Actually there is a forum on here dedicated to things such as this. Many threads about 18650 batteries and tests. Not sure where you got your battery pricing, seems a little high. The Callies are $15.95 and the AW and Redilast are typically 19.75 for the 3100 mah. Im not familiar with the other two you mentioned.

http://www.candlepowerforums.com/vb/forumdisplay.php?9-Flashlight-Electronics-Batteries-Included


----------



## SouthernSorrows (Apr 27, 2012)

that's pretty much prices i found + the usps shipping for 1 batt is what boost the price.. i saw that damn "batteries included and figured it was for listing lights that come with factory batteries in them lol"


----------



## Sintro (Apr 27, 2012)

If you go to Orbtronics website, they have the 3100 mah 18650 dual PCB and other protections, based on a Panasonic cell.

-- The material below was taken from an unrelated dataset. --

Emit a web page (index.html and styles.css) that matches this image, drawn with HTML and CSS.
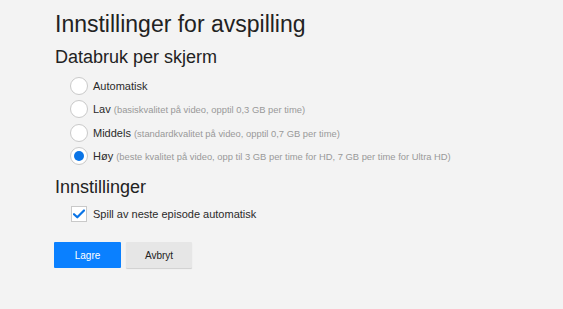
FILE: index.html
```html
<!DOCTYPE html>
<html>
<head>
<meta charset="utf-8">
<link rel="stylesheet" href="styles.css">
</head>
<body>
<div class="page">
  <h1 class="title">Innstillinger for avspilling</h1>
  <h2 class="section">Databruk per skjerm</h2>
  <div class="options">
    <div class="row"><span class="radio"></span><span class="label">Automatisk</span></div>
    <div class="row"><span class="radio"></span><span class="label">Lav <span class="hint">(basiskvalitet på video, opptil 0,3 GB per time)</span></span></div>
    <div class="row"><span class="radio"></span><span class="label">Middels <span class="hint">(standardkvalitet på video, opptil 0,7 GB per time)</span></span></div>
    <div class="row"><span class="radio checked"><span class="dot"></span></span><span class="label">Høy <span class="hint">(beste kvalitet på video, opp til 3 GB per time for HD, 7 GB per time for Ultra HD)</span></span></div>
  </div>
  <h2 class="section second">Innstillinger</h2>
  <div class="options">
    <div class="row"><span class="checkbox"><svg width="12" height="10" viewBox="0 0 12 10"><path d="M1 5.2 L4.3 8.3 L11 1.5" fill="none" stroke="#0a74e6" stroke-width="2.2" stroke-linecap="round" stroke-linejoin="round"/></svg></span><span class="label">Spill av neste episode automatisk</span></div>
  </div>
  <div class="buttons">
    <button class="btn primary">Lagre</button>
    <button class="btn secondary">Avbryt</button>
  </div>
</div>
</body>
</html>
```
FILE: styles.css
```css
html, body {
  margin: 0;
  padding: 0;
  background: #f3f3f3;
  height: 100%;
}
.page {
  padding: 10px 0 0 55px;
  font-family: "Liberation Sans", Arial, sans-serif;
  color: #222;
}
.title {
  margin: 0;
  font-size: 23px;
  font-weight: normal;
  line-height: 28px;
}
.section {
  margin: 8px 0 6px 0;
  font-size: 18px;
  font-weight: normal;
  line-height: 22px;
}
.section.second {
  margin-top: 8px;
  margin-bottom: 4.5px;
}
.options {
  padding-left: 15px;
}
.row {
  display: flex;
  align-items: center;
  height: 23.5px;
}
.radio {
  width: 18px;
  height: 18px;
  box-sizing: border-box;
  border: 1px solid #c9c9c9;
  border-radius: 50%;
  background: #fff;
  display: flex;
  align-items: center;
  justify-content: center;
  margin-right: 5px;
}
.dot {
  width: 10px;
  height: 10px;
  border-radius: 50%;
  background: #0a74e6;
}
.checkbox {
  width: 16px;
  height: 16px;
  box-sizing: border-box;
  border: 1px solid #c9c9c9;
  background: #fff;
  display: flex;
  align-items: center;
  justify-content: center;
  margin-left: 1px;
  margin-right: 6px;
}
.label {
  font-size: 11px;
  color: #2a2a2a;
}
.hint {
  font-size: 9.4px;
  color: #999;
}
.buttons {
  display: flex;
  gap: 5px;
  margin-top: 16px;
  margin-left: -1px;
}
.btn {
  font-family: "Liberation Sans", Arial, sans-serif;
  font-size: 10px;
  height: 26px;
  border: none;
  padding: 0;
  border-radius: 1px;
}
.primary {
  width: 67px;
  background: #0a80ff;
  color: #fff;
}
.secondary {
  width: 66px;
  background: #e6e6e6;
  color: #222;
  box-shadow: 0 1px 1px rgba(0,0,0,0.15);
}
```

It's only $12.99 each, free shipping, and I think it was from the u.s. too!


----------



## SouthernSorrows (Apr 27, 2012)

have you tried orbtronic vs the other brands ? supposedly according to a few review/batt comparisons i found on this site callies kustoms are on par ifnot last slightly long than AW noooobody has orbtronic info


----------



## ElectronGuru (Apr 27, 2012)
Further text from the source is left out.